What this task involves
Pull out every line below containing the word "screenshot".

Raw data
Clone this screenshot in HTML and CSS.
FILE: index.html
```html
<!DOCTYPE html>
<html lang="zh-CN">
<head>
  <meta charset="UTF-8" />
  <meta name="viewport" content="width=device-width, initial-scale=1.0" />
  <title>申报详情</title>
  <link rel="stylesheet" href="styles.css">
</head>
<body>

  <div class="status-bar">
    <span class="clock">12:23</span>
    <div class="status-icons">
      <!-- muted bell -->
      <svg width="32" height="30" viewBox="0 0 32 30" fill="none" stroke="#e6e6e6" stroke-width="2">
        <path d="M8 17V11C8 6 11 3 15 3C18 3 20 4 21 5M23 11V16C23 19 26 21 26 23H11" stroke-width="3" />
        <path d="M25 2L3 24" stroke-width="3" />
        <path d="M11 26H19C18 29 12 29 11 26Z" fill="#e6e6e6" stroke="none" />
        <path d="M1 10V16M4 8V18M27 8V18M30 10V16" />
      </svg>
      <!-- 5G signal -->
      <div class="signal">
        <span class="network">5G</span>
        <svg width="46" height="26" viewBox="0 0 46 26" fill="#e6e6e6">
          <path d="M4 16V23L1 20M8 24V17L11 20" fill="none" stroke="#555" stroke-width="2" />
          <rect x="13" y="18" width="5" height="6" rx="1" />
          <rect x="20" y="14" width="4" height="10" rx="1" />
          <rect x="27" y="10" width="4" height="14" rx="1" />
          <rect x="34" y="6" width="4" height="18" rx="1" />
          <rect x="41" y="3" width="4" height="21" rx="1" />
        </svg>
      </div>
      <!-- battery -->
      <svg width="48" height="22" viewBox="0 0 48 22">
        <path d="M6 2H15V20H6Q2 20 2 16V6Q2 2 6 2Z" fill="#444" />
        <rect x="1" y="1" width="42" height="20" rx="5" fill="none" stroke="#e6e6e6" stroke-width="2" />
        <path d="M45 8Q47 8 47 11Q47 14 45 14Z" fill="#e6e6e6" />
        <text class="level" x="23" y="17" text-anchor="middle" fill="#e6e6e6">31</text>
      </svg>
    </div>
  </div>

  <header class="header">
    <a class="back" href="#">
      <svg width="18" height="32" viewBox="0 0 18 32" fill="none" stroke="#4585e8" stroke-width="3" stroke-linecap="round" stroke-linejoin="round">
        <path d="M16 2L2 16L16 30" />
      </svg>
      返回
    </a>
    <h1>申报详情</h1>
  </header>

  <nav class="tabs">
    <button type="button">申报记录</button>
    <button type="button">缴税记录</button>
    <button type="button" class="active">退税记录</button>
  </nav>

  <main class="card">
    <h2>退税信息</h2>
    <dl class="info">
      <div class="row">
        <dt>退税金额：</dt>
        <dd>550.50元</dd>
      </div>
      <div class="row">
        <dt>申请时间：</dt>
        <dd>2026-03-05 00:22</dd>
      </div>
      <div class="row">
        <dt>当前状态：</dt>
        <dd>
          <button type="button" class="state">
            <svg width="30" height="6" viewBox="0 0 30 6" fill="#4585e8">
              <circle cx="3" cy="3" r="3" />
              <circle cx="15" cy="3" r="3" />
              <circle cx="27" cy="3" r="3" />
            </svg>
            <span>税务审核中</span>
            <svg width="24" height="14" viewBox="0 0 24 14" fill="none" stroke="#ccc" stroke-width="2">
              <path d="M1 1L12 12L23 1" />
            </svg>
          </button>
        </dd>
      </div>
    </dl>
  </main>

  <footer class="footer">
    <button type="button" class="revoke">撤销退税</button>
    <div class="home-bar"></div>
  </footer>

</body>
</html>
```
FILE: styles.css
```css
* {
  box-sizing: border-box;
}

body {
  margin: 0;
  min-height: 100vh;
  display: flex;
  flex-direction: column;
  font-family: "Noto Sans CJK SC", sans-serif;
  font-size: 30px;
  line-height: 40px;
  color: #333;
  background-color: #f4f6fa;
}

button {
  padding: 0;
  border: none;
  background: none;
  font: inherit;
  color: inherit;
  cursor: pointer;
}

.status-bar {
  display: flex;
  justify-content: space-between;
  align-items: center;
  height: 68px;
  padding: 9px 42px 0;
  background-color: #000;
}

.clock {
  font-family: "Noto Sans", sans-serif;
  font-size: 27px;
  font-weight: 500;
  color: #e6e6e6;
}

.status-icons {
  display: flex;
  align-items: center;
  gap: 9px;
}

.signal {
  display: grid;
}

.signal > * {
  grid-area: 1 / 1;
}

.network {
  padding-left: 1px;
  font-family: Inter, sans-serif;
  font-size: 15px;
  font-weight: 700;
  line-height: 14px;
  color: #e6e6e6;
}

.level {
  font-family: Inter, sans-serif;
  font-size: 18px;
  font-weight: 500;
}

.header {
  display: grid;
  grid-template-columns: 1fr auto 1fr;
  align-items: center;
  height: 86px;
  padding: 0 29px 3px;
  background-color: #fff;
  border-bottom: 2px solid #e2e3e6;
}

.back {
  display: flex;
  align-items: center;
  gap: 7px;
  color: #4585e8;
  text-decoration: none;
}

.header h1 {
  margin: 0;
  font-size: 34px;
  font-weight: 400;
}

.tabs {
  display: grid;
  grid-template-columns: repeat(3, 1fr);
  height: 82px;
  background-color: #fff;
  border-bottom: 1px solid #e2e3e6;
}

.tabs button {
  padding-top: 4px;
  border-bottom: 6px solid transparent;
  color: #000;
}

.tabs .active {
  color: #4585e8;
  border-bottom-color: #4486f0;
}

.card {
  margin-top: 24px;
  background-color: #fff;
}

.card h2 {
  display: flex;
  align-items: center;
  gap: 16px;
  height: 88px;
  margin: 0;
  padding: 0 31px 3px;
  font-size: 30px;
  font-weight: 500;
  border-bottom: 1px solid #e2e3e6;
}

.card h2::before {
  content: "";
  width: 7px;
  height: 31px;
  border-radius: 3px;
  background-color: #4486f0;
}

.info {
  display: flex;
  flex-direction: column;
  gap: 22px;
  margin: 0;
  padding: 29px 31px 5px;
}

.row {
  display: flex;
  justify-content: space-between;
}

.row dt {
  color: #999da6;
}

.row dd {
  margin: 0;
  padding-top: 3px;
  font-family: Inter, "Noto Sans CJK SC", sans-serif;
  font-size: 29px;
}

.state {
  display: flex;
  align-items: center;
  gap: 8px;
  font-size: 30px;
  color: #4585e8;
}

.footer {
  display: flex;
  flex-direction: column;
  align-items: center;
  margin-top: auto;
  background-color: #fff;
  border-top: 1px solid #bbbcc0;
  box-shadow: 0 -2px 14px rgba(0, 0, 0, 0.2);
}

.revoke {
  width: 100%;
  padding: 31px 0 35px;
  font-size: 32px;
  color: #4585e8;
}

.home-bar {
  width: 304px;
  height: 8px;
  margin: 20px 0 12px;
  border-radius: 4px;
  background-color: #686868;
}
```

---

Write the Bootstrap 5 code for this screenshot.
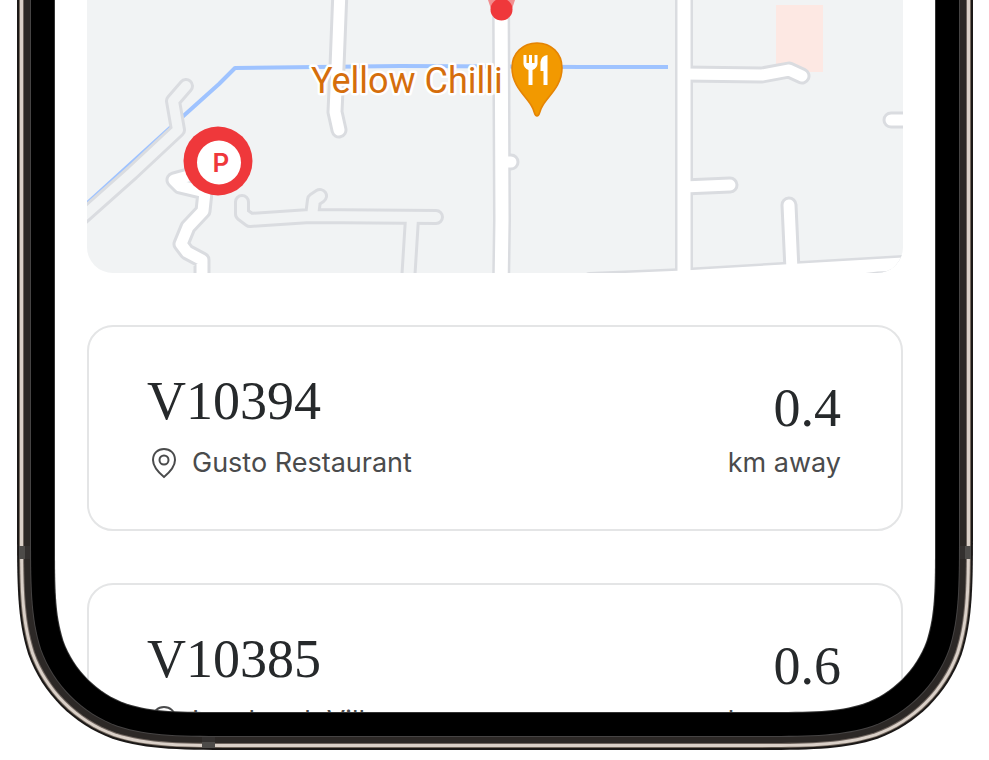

Problem solution
Clone this screenshot in HTML and CSS.
Write the Bootstrap 5 code for this screenshot.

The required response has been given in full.